Go through the entries below and print each one exactly, leaving out pictures.

==*==

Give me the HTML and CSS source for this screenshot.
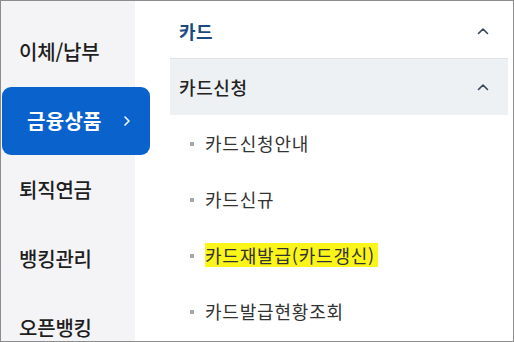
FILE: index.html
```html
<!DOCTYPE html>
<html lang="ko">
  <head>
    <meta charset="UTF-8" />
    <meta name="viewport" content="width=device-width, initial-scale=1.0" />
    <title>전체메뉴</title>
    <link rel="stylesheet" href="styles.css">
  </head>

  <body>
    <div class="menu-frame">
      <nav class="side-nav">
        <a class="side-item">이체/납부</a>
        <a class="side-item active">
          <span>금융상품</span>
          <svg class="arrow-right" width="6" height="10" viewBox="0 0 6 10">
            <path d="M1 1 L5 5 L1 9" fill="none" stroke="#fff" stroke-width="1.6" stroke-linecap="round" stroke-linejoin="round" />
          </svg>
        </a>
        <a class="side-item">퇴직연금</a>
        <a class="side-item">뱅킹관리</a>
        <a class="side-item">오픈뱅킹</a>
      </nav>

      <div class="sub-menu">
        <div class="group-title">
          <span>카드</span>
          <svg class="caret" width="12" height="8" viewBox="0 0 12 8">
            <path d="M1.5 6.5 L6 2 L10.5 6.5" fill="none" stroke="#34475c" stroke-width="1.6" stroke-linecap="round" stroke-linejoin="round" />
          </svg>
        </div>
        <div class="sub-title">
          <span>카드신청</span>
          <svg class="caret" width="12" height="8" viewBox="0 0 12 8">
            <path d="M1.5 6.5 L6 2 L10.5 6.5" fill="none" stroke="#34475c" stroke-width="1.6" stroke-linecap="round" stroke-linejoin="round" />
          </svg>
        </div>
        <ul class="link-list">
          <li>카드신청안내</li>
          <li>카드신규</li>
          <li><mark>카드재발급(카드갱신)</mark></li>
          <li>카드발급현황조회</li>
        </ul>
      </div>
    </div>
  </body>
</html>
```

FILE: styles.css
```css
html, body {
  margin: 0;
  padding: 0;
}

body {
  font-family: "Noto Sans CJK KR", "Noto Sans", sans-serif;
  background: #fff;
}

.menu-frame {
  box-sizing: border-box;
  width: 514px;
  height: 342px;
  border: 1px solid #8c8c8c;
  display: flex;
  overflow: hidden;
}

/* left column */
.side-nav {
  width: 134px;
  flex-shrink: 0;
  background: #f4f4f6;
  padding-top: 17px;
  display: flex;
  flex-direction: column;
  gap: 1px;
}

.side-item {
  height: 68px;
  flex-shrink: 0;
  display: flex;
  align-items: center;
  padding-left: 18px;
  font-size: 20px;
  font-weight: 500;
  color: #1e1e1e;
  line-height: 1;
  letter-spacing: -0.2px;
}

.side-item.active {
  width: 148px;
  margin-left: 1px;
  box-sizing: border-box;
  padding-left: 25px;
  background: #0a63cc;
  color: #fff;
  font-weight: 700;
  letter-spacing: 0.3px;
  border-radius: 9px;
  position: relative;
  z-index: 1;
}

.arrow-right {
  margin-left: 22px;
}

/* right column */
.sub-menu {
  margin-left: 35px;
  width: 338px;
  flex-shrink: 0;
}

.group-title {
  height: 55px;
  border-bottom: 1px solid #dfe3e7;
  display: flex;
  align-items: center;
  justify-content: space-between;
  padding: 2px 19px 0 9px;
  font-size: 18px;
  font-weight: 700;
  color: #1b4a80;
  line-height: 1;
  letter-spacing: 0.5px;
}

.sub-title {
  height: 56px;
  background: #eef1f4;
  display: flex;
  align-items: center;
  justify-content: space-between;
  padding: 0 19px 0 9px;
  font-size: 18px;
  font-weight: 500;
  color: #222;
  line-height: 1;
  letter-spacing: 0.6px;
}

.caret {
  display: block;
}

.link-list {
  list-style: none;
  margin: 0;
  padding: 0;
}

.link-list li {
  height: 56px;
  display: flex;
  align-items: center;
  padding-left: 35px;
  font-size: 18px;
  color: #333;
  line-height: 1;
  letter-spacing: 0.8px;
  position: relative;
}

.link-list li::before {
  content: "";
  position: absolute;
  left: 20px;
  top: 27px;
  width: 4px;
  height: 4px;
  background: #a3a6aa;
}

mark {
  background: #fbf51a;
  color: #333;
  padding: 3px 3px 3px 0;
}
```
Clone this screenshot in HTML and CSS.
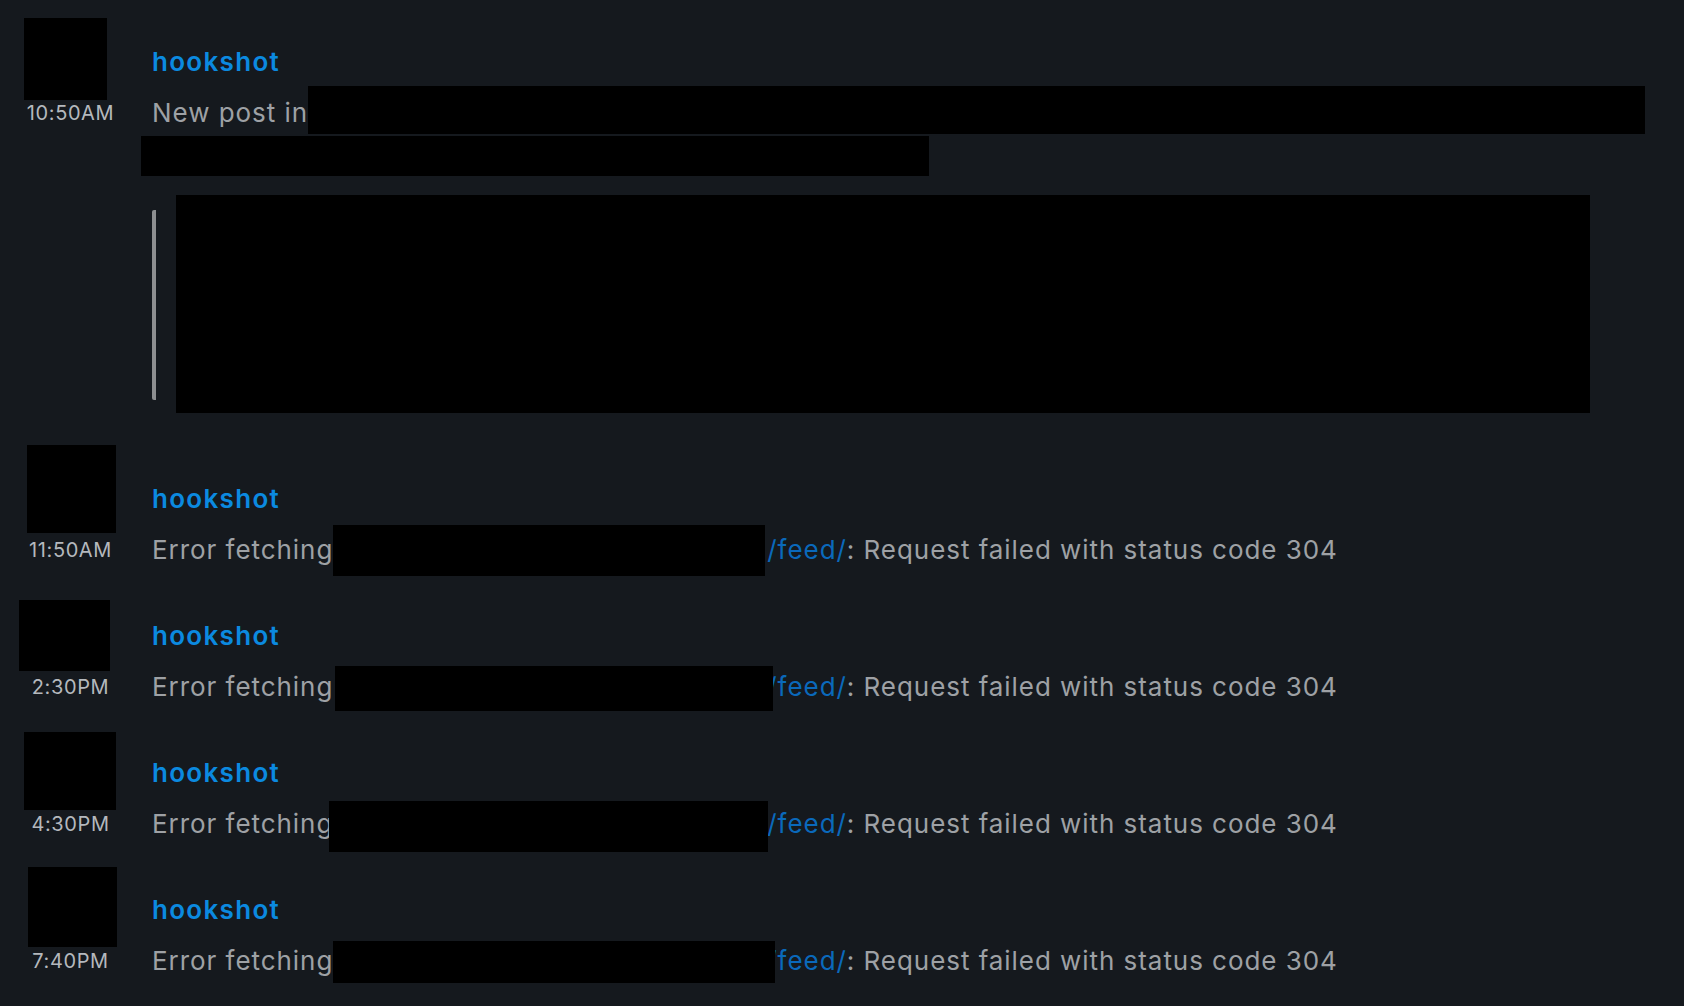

==*==

The reply:
Give me the HTML and CSS source for this screenshot.
FILE: index.html
```html
<!DOCTYPE html>
<html lang="ko">
  <head>
    <meta charset="UTF-8" />
    <meta name="viewport" content="width=device-width, initial-scale=1.0" />
    <title>전체메뉴</title>
    <link rel="stylesheet" href="styles.css">
  </head>

  <body>
    <div class="menu-frame">
      <nav class="side-nav">
        <a class="side-item">이체/납부</a>
        <a class="side-item active">
          <span>금융상품</span>
          <svg class="arrow-right" width="6" height="10" viewBox="0 0 6 10">
            <path d="M1 1 L5 5 L1 9" fill="none" stroke="#fff" stroke-width="1.6" stroke-linecap="round" stroke-linejoin="round" />
          </svg>
        </a>
        <a class="side-item">퇴직연금</a>
        <a class="side-item">뱅킹관리</a>
        <a class="side-item">오픈뱅킹</a>
      </nav>

      <div class="sub-menu">
        <div class="group-title">
          <span>카드</span>
          <svg class="caret" width="12" height="8" viewBox="0 0 12 8">
            <path d="M1.5 6.5 L6 2 L10.5 6.5" fill="none" stroke="#34475c" stroke-width="1.6" stroke-linecap="round" stroke-linejoin="round" />
          </svg>
        </div>
        <div class="sub-title">
          <span>카드신청</span>
          <svg class="caret" width="12" height="8" viewBox="0 0 12 8">
            <path d="M1.5 6.5 L6 2 L10.5 6.5" fill="none" stroke="#34475c" stroke-width="1.6" stroke-linecap="round" stroke-linejoin="round" />
          </svg>
        </div>
        <ul class="link-list">
          <li>카드신청안내</li>
          <li>카드신규</li>
          <li><mark>카드재발급(카드갱신)</mark></li>
          <li>카드발급현황조회</li>
        </ul>
      </div>
    </div>
  </body>
</html>
```

FILE: styles.css
```css
html, body {
  margin: 0;
  padding: 0;
}

body {
  font-family: "Noto Sans CJK KR", "Noto Sans", sans-serif;
  background: #fff;
}

.menu-frame {
  box-sizing: border-box;
  width: 514px;
  height: 342px;
  border: 1px solid #8c8c8c;
  display: flex;
  overflow: hidden;
}

/* left column */
.side-nav {
  width: 134px;
  flex-shrink: 0;
  background: #f4f4f6;
  padding-top: 17px;
  display: flex;
  flex-direction: column;
  gap: 1px;
}

.side-item {
  height: 68px;
  flex-shrink: 0;
  display: flex;
  align-items: center;
  padding-left: 18px;
  font-size: 20px;
  font-weight: 500;
  color: #1e1e1e;
  line-height: 1;
  letter-spacing: -0.2px;
}

.side-item.active {
  width: 148px;
  margin-left: 1px;
  box-sizing: border-box;
  padding-left: 25px;
  background: #0a63cc;
  color: #fff;
  font-weight: 700;
  letter-spacing: 0.3px;
  border-radius: 9px;
  position: relative;
  z-index: 1;
}

.arrow-right {
  margin-left: 22px;
}

/* right column */
.sub-menu {
  margin-left: 35px;
  width: 338px;
  flex-shrink: 0;
}

.group-title {
  height: 55px;
  border-bottom: 1px solid #dfe3e7;
  display: flex;
  align-items: center;
  justify-content: space-between;
  padding: 2px 19px 0 9px;
  font-size: 18px;
  font-weight: 700;
  color: #1b4a80;
  line-height: 1;
  letter-spacing: 0.5px;
}

.sub-title {
  height: 56px;
  background: #eef1f4;
  display: flex;
  align-items: center;
  justify-content: space-between;
  padding: 0 19px 0 9px;
  font-size: 18px;
  font-weight: 500;
  color: #222;
  line-height: 1;
  letter-spacing: 0.6px;
}

.caret {
  display: block;
}

.link-list {
  list-style: none;
  margin: 0;
  padding: 0;
}

.link-list li {
  height: 56px;
  display: flex;
  align-items: center;
  padding-left: 35px;
  font-size: 18px;
  color: #333;
  line-height: 1;
  letter-spacing: 0.8px;
  position: relative;
}

.link-list li::before {
  content: "";
  position: absolute;
  left: 20px;
  top: 27px;
  width: 4px;
  height: 4px;
  background: #a3a6aa;
}

mark {
  background: #fbf51a;
  color: #333;
  padding: 3px 3px 3px 0;
}
```
Clone this screenshot in HTML and CSS.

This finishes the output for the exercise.